-- START SOURCE MATERIAL --

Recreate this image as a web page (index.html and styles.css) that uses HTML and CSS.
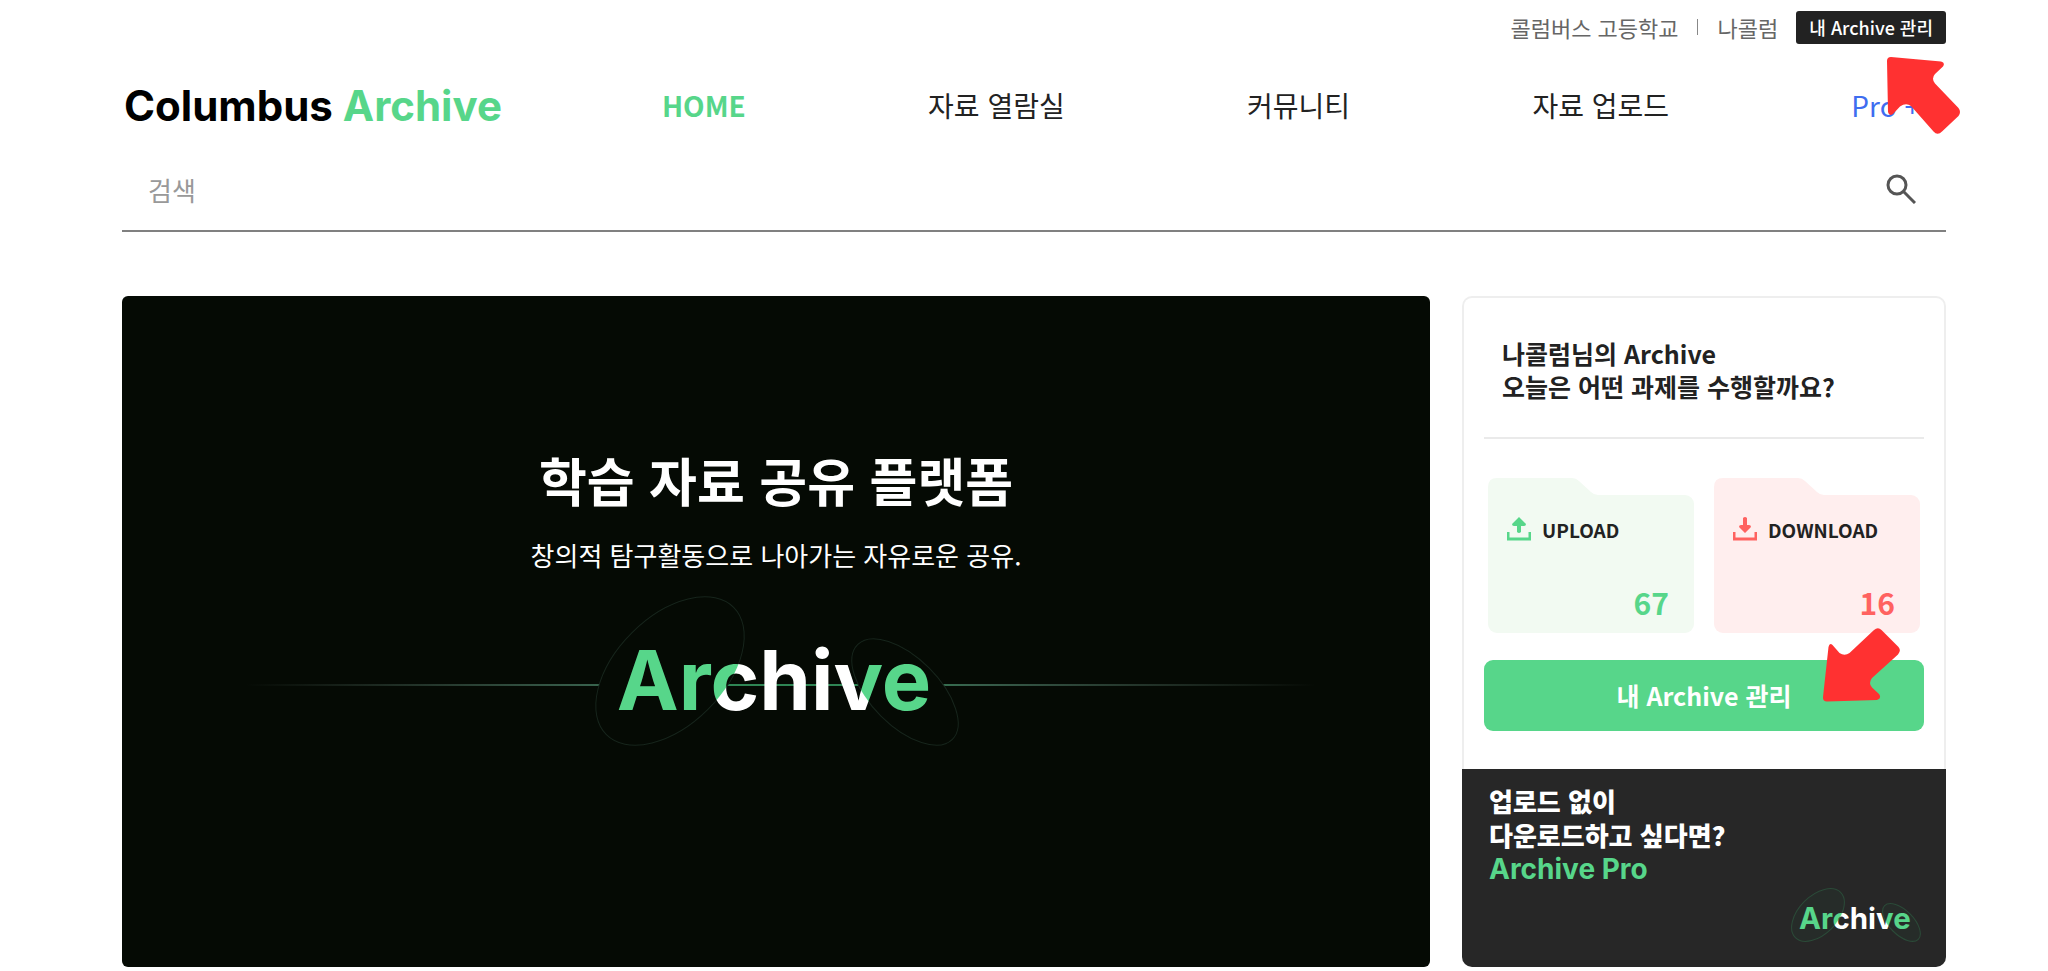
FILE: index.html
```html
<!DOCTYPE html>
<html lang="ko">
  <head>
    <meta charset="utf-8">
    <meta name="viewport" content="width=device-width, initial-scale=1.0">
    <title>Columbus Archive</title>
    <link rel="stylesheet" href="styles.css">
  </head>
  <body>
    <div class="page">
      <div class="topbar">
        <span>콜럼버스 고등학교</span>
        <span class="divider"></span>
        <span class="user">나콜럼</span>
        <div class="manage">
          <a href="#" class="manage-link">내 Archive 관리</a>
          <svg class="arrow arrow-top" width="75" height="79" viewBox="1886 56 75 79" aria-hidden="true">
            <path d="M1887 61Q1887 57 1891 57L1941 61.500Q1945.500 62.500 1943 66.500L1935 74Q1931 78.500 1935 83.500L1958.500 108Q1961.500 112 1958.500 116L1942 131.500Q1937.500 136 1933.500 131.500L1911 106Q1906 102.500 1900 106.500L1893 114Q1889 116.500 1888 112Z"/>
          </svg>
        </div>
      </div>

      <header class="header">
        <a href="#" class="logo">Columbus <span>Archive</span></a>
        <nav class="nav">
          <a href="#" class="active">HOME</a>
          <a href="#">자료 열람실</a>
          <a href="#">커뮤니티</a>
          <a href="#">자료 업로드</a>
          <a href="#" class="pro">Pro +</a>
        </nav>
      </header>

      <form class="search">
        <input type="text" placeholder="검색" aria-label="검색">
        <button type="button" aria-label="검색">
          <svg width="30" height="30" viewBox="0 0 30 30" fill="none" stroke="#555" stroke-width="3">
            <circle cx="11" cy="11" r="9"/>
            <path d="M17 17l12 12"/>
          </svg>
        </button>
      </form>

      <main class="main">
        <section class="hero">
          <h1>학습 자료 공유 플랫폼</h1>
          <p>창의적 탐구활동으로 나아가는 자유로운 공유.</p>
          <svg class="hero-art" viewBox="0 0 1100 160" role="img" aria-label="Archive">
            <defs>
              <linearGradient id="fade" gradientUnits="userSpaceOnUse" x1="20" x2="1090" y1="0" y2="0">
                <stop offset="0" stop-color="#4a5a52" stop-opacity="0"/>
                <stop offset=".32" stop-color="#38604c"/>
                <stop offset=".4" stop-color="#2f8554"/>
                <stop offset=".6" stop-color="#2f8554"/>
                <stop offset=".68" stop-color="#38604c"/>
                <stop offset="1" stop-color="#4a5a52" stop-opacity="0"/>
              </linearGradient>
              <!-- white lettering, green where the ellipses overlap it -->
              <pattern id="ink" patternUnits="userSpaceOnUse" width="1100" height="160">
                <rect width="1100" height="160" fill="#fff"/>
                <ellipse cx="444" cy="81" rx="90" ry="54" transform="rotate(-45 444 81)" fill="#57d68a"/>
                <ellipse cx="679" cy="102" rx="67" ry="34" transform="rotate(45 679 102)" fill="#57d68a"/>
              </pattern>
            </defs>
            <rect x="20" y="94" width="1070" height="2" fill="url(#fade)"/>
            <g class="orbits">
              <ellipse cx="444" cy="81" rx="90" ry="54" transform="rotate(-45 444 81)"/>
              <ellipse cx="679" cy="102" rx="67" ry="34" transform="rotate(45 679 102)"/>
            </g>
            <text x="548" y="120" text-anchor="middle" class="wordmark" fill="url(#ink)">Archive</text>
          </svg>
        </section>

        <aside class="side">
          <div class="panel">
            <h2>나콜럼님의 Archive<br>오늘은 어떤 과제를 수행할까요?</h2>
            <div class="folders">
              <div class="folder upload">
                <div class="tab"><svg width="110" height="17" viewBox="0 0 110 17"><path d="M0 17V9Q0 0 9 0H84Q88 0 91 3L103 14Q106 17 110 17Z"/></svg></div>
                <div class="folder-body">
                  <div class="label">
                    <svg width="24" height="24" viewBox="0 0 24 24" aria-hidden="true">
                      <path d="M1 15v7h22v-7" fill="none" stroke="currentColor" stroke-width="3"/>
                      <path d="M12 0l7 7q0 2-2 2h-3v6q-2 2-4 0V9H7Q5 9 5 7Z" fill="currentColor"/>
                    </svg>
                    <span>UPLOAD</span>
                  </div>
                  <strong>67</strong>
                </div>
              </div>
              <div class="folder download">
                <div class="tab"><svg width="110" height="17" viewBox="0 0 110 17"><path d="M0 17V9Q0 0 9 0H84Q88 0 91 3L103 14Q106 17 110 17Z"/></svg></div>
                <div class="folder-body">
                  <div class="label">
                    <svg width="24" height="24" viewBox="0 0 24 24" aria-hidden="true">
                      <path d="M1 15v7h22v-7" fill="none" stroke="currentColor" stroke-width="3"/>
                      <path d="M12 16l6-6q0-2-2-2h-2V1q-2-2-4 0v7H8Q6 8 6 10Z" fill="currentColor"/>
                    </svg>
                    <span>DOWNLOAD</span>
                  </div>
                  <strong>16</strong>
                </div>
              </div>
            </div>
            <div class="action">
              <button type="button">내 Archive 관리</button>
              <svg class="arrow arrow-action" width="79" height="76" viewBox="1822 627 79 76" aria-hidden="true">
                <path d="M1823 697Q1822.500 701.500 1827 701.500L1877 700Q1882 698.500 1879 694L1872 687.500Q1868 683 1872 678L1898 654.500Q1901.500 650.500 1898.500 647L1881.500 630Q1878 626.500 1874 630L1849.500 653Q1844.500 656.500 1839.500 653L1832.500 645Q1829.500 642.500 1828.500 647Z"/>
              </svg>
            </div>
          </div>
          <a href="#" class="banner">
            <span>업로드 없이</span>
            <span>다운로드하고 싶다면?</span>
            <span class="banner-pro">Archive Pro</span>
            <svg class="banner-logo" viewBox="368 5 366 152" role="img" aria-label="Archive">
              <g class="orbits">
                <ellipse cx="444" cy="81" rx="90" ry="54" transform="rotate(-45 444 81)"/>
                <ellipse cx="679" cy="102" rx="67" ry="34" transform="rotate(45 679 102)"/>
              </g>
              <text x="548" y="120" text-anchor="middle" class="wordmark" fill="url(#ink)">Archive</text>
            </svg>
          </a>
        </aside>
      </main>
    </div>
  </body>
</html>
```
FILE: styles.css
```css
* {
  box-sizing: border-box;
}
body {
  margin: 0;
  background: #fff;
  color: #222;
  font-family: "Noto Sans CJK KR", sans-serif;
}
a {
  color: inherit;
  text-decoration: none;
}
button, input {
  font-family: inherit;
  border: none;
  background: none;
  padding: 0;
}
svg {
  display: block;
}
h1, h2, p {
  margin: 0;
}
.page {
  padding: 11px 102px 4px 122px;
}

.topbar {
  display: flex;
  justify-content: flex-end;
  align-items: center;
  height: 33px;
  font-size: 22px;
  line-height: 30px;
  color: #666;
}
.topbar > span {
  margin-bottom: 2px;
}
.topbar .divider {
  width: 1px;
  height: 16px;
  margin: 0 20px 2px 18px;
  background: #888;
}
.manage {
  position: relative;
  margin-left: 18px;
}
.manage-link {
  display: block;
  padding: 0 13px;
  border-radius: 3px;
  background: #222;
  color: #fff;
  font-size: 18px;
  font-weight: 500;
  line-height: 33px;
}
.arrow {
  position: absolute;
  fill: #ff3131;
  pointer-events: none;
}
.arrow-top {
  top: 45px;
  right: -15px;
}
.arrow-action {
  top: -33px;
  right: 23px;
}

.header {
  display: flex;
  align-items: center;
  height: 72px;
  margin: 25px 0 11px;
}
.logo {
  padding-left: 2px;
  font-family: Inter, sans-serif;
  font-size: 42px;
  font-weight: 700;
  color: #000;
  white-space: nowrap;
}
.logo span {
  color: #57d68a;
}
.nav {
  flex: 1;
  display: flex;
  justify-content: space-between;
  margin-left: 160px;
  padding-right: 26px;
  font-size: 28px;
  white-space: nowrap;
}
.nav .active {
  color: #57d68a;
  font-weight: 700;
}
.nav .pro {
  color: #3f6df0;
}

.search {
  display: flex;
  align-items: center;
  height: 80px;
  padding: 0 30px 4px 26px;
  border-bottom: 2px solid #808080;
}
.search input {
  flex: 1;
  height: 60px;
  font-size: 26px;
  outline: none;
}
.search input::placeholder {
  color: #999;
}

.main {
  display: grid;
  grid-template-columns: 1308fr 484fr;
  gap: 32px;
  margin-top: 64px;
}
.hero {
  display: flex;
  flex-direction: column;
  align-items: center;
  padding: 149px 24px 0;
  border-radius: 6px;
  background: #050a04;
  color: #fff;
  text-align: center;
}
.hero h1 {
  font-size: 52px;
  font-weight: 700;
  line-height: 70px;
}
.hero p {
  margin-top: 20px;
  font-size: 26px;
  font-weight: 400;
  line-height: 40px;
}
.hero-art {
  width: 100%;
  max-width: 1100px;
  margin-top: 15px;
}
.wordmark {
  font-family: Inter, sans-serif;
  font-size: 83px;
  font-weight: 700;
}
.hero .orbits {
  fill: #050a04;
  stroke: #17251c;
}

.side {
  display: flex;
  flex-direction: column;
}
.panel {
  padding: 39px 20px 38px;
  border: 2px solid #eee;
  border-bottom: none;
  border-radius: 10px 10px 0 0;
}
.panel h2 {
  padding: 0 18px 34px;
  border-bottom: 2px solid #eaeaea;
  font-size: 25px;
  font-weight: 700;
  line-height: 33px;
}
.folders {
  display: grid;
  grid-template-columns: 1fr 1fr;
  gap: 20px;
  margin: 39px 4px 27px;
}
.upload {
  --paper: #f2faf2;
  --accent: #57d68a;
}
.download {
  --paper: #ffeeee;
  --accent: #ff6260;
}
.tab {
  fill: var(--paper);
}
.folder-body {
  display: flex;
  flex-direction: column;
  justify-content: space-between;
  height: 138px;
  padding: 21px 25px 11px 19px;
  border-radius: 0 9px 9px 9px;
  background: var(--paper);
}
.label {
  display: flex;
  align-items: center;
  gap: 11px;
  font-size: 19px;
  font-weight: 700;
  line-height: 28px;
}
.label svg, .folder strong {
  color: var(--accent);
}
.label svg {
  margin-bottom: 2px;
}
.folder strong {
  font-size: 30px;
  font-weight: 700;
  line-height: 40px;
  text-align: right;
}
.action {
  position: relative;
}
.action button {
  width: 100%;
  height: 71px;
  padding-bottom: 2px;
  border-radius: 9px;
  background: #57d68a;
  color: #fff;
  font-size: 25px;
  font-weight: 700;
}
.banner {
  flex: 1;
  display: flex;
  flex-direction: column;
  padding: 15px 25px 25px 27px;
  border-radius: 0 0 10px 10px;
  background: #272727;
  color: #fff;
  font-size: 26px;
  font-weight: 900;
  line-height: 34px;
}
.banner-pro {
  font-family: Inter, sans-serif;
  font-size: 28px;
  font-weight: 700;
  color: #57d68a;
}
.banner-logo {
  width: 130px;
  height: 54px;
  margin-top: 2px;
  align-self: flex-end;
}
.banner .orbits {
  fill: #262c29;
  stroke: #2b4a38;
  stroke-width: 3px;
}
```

-- END SOURCE MATERIAL --

*WHAT YOU HAVE TO DO*:
What is the number of lines containing "styles"? Give that number only.

*EXERCISE ANSWER*:
3